[A run of records]
........
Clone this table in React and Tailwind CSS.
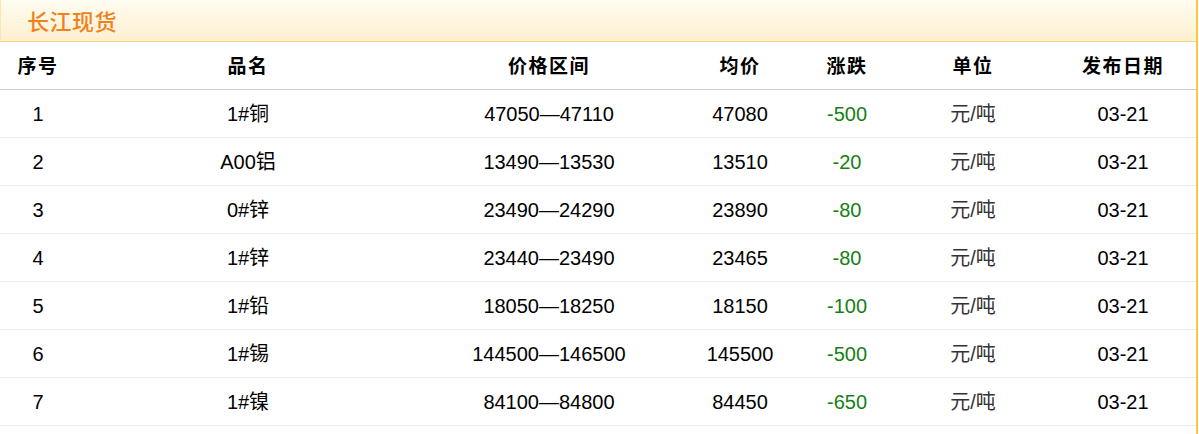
import React from "react";

const rows = [
  ["1", "1#铜", "47050—47110", "47080", "-500", "元/吨", "03-21"],
  ["2", "A00铝", "13490—13530", "13510", "-20", "元/吨", "03-21"],
  ["3", "0#锌", "23490—24290", "23890", "-80", "元/吨", "03-21"],
  ["4", "1#锌", "23440—23490", "23465", "-80", "元/吨", "03-21"],
  ["5", "1#铅", "18050—18250", "18150", "-100", "元/吨", "03-21"],
  ["6", "1#锡", "144500—146500", "145500", "-500", "元/吨", "03-21"],
  ["7", "1#镍", "84100—84800", "84450", "-650", "元/吨", "03-21"],
];

const heads = ["序号", "品名", "价格区间", "均价", "涨跌", "单位", "发布日期"];

const gridCls = "grid grid-cols-[76px_344px_258px_124px_90px_162px_138px] items-center";

export default function App() {
  return (
    <div
      className="w-[1199px] h-[434px] bg-white overflow-hidden"
      style={{ fontFamily: '"Liberation Sans", Arial, "Noto Sans CJK SC", sans-serif' }}
    >
      <div className="w-[1198px] h-full border-r-2 border-[#f7c948]">
        <div className="h-[42px] flex items-center pl-[26px] border-l border-b border-l-[#fbe7b0] border-b-[#f3d37c] bg-gradient-to-b from-[#fffcf1] to-[#fdf0cf]">
          <span
            className="text-[22px] text-[#f0821e] tracking-[0.5px]"
            style={{ fontFamily: '"Noto Sans CJK SC", sans-serif', fontWeight: 500 }}
          >
            长江现货
          </span>
        </div>
        <div className={`${gridCls} h-[48px] border-b border-[#cfcfcf]`}>
          {heads.map((h, i) => (
            <div
              key={i}
              className="text-center text-[19px] text-black"
              style={{ fontFamily: '"Noto Sans CJK SC", sans-serif', fontWeight: 700, letterSpacing: "1.5px" }}
            >
              {h}
            </div>
          ))}
        </div>
        {rows.map((r, ri) => (
          <div key={ri} className={`${gridCls} h-[48px] border-b border-[#ececec] text-[20px] text-black`}>
            {r.map((c, ci) => (
              <div
                key={ci}
                className={`text-center ${ci === 4 ? "text-[#168016]" : ""} ${ci === 5 ? "text-[#333]" : ""}`}
              >
                {c}
              </div>
            ))}
          </div>
        ))}
      </div>
    </div>
  );
}
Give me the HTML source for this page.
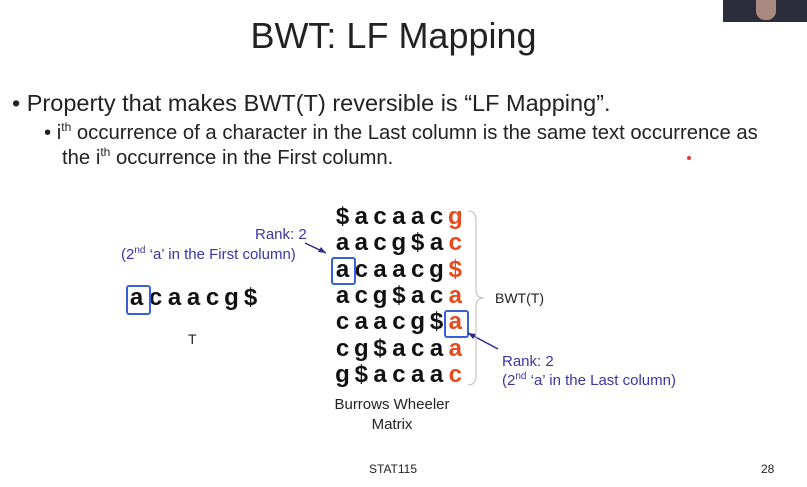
<!DOCTYPE html>
<html><head><style>
body{margin:0;width:807px;height:487px;background:#fff;position:relative;overflow:hidden;font-family:"Liberation Sans",sans-serif;}
.a{position:absolute;white-space:nowrap}
.m{position:absolute;font-weight:bold;font-size:24px;color:#111;width:19px;text-align:center;line-height:26px}
.r{color:#e8491d}
.box{position:absolute;border:2px solid #3a5fd9;border-radius:3px}
.blue{color:#3b35a8;font-size:15px}
sup{line-height:0}
</style></head><body>
<div class="a" style="left:723px;top:0;width:84px;height:22px;background:#2b2e3a"></div>
<div class="a" style="left:756px;top:0;width:20px;height:20px;background:#a88a80;border-radius:0 0 9px 9px"></div>
<div class="a" style="left:-10px;top:15px;width:807px;text-align:center;font-size:36px;color:#222">BWT: LF Mapping</div>
<div class="a" style="left:12px;top:90px;font-size:23.5px;color:#222">• Property that makes BWT(T) reversible is “LF Mapping”.</div>
<div class="a" style="left:44px;top:121px;font-size:20.3px;color:#222;line-height:25px">• i<sup style="font-size:12px">th</sup> occurrence of a character in the Last column is the same text occurrence as<br><span style="padding-left:18px">the i<sup style="font-size:12px">th</sup> occurrence in the First column.</span></div>
<div class="a" style="left:687px;top:156px;width:4px;height:4px;border-radius:2px;background:#e33"></div>
<div id="mx"></div>
<div class="box" style="left:331px;top:257px;width:21px;height:24px"></div>
<div class="box" style="left:444px;top:310px;width:21px;height:24px"></div>
<div class="box" style="left:126px;top:285px;width:21px;height:26px"></div>
<div class="a blue" style="left:255px;top:226px">Rank: 2</div>
<div class="a blue" style="left:121px;top:246px">(2<sup style="font-size:10px">nd</sup> ‘a’ in the First column)</div>
<div class="a blue" style="left:502px;top:353px">Rank: 2</div>
<div class="a blue" style="left:502px;top:372px">(2<sup style="font-size:10px">nd</sup> ‘a’ in the Last column)</div>
<svg class="a" style="left:0;top:0" width="807" height="487">
<path d="M305 243 L326 253" stroke="#2a2a8a" stroke-width="1.5"/><path d="M326 253 L318 252 L321 247Z" fill="#2a2a8a"/>
<path d="M498 349 L468 333" stroke="#2a2a8a" stroke-width="1.5"/><path d="M468 333 L476 334 L473 339Z" fill="#2a2a8a"/>
<path d="M468 211 Q476 211 476 220 L476 290 Q476 298 484 298 Q476 298 476 306 L476 376 Q476 385 468 385" fill="none" stroke="#bbb" stroke-width="1"/>
</svg>
<div class="a" style="left:495px;top:290px;font-size:14px;color:#222">BWT(T)</div>
<div class="a" style="left:188px;top:331px;font-size:14px;color:#222">T</div>
<div class="a" style="left:326px;top:395px;width:132px;text-align:center;font-size:15px;color:#222;line-height:20px">Burrows Wheeler<br>Matrix</div>
<div class="a" style="left:369px;top:462px;font-size:12px;color:#222">STAT115</div>
<div class="a" style="left:761px;top:462px;font-size:12px;color:#222">28</div>
<script>
var rows=["$acaacg","aacg$ac","acaacg$","acg$aca","caacg$a","cg$acaa","g$acaac"];
var h="";
rows.forEach(function(r,i){for(var j=0;j<7;j++){h+='<div class="m'+(j==6?' r':'')+'" style="left:'+(333+j*18.8)+'px;top:'+(204+i*26.3)+'px">'+r[j]+'</div>';}});
var t="acaacg$";for(var j=0;j<7;j++){h+='<div class="m" style="left:'+(127+j*19)+'px;top:285px">'+t[j]+'</div>';}
document.getElementById("mx").innerHTML=h;
</script>
</body></html>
........
* [WHAT IS ASKED]: The records above must be echoed exactly, minus their pictures.

* [WRITTEN RESPONSE]:
Clone this table in React and Tailwind CSS.
import React from "react";

const rows = [
  ["1", "1#铜", "47050—47110", "47080", "-500", "元/吨", "03-21"],
  ["2", "A00铝", "13490—13530", "13510", "-20", "元/吨", "03-21"],
  ["3", "0#锌", "23490—24290", "23890", "-80", "元/吨", "03-21"],
  ["4", "1#锌", "23440—23490", "23465", "-80", "元/吨", "03-21"],
  ["5", "1#铅", "18050—18250", "18150", "-100", "元/吨", "03-21"],
  ["6", "1#锡", "144500—146500", "145500", "-500", "元/吨", "03-21"],
  ["7", "1#镍", "84100—84800", "84450", "-650", "元/吨", "03-21"],
];

const heads = ["序号", "品名", "价格区间", "均价", "涨跌", "单位", "发布日期"];

const gridCls = "grid grid-cols-[76px_344px_258px_124px_90px_162px_138px] items-center";

export default function App() {
  return (
    <div
      className="w-[1199px] h-[434px] bg-white overflow-hidden"
      style={{ fontFamily: '"Liberation Sans", Arial, "Noto Sans CJK SC", sans-serif' }}
    >
      <div className="w-[1198px] h-full border-r-2 border-[#f7c948]">
        <div className="h-[42px] flex items-center pl-[26px] border-l border-b border-l-[#fbe7b0] border-b-[#f3d37c] bg-gradient-to-b from-[#fffcf1] to-[#fdf0cf]">
          <span
            className="text-[22px] text-[#f0821e] tracking-[0.5px]"
            style={{ fontFamily: '"Noto Sans CJK SC", sans-serif', fontWeight: 500 }}
          >
            长江现货
          </span>
        </div>
        <div className={`${gridCls} h-[48px] border-b border-[#cfcfcf]`}>
          {heads.map((h, i) => (
            <div
              key={i}
              className="text-center text-[19px] text-black"
              style={{ fontFamily: '"Noto Sans CJK SC", sans-serif', fontWeight: 700, letterSpacing: "1.5px" }}
            >
              {h}
            </div>
          ))}
        </div>
        {rows.map((r, ri) => (
          <div key={ri} className={`${gridCls} h-[48px] border-b border-[#ececec] text-[20px] text-black`}>
            {r.map((c, ci) => (
              <div
                key={ci}
                className={`text-center ${ci === 4 ? "text-[#168016]" : ""} ${ci === 5 ? "text-[#333]" : ""}`}
              >
                {c}
              </div>
            ))}
          </div>
        ))}
      </div>
    </div>
  );
}
Give me the HTML source for this page.
<!DOCTYPE html>
<html><head><style>
body{margin:0;width:807px;height:487px;background:#fff;position:relative;overflow:hidden;font-family:"Liberation Sans",sans-serif;}
.a{position:absolute;white-space:nowrap}
.m{position:absolute;font-weight:bold;font-size:24px;color:#111;width:19px;text-align:center;line-height:26px}
.r{color:#e8491d}
.box{position:absolute;border:2px solid #3a5fd9;border-radius:3px}
.blue{color:#3b35a8;font-size:15px}
sup{line-height:0}
</style></head><body>
<div class="a" style="left:723px;top:0;width:84px;height:22px;background:#2b2e3a"></div>
<div class="a" style="left:756px;top:0;width:20px;height:20px;background:#a88a80;border-radius:0 0 9px 9px"></div>
<div class="a" style="left:-10px;top:15px;width:807px;text-align:center;font-size:36px;color:#222">BWT: LF Mapping</div>
<div class="a" style="left:12px;top:90px;font-size:23.5px;color:#222">• Property that makes BWT(T) reversible is “LF Mapping”.</div>
<div class="a" style="left:44px;top:121px;font-size:20.3px;color:#222;line-height:25px">• i<sup style="font-size:12px">th</sup> occurrence of a character in the Last column is the same text occurrence as<br><span style="padding-left:18px">the i<sup style="font-size:12px">th</sup> occurrence in the First column.</span></div>
<div class="a" style="left:687px;top:156px;width:4px;height:4px;border-radius:2px;background:#e33"></div>
<div id="mx"></div>
<div class="box" style="left:331px;top:257px;width:21px;height:24px"></div>
<div class="box" style="left:444px;top:310px;width:21px;height:24px"></div>
<div class="box" style="left:126px;top:285px;width:21px;height:26px"></div>
<div class="a blue" style="left:255px;top:226px">Rank: 2</div>
<div class="a blue" style="left:121px;top:246px">(2<sup style="font-size:10px">nd</sup> ‘a’ in the First column)</div>
<div class="a blue" style="left:502px;top:353px">Rank: 2</div>
<div class="a blue" style="left:502px;top:372px">(2<sup style="font-size:10px">nd</sup> ‘a’ in the Last column)</div>
<svg class="a" style="left:0;top:0" width="807" height="487">
<path d="M305 243 L326 253" stroke="#2a2a8a" stroke-width="1.5"/><path d="M326 253 L318 252 L321 247Z" fill="#2a2a8a"/>
<path d="M498 349 L468 333" stroke="#2a2a8a" stroke-width="1.5"/><path d="M468 333 L476 334 L473 339Z" fill="#2a2a8a"/>
<path d="M468 211 Q476 211 476 220 L476 290 Q476 298 484 298 Q476 298 476 306 L476 376 Q476 385 468 385" fill="none" stroke="#bbb" stroke-width="1"/>
</svg>
<div class="a" style="left:495px;top:290px;font-size:14px;color:#222">BWT(T)</div>
<div class="a" style="left:188px;top:331px;font-size:14px;color:#222">T</div>
<div class="a" style="left:326px;top:395px;width:132px;text-align:center;font-size:15px;color:#222;line-height:20px">Burrows Wheeler<br>Matrix</div>
<div class="a" style="left:369px;top:462px;font-size:12px;color:#222">STAT115</div>
<div class="a" style="left:761px;top:462px;font-size:12px;color:#222">28</div>
<script>
var rows=["$acaacg","aacg$ac","acaacg$","acg$aca","caacg$a","cg$acaa","g$acaac"];
var h="";
rows.forEach(function(r,i){for(var j=0;j<7;j++){h+='<div class="m'+(j==6?' r':'')+'" style="left:'+(333+j*18.8)+'px;top:'+(204+i*26.3)+'px">'+r[j]+'</div>';}});
var t="acaacg$";for(var j=0;j<7;j++){h+='<div class="m" style="left:'+(127+j*19)+'px;top:285px">'+t[j]+'</div>';}
document.getElementById("mx").innerHTML=h;
</script>
</body></html>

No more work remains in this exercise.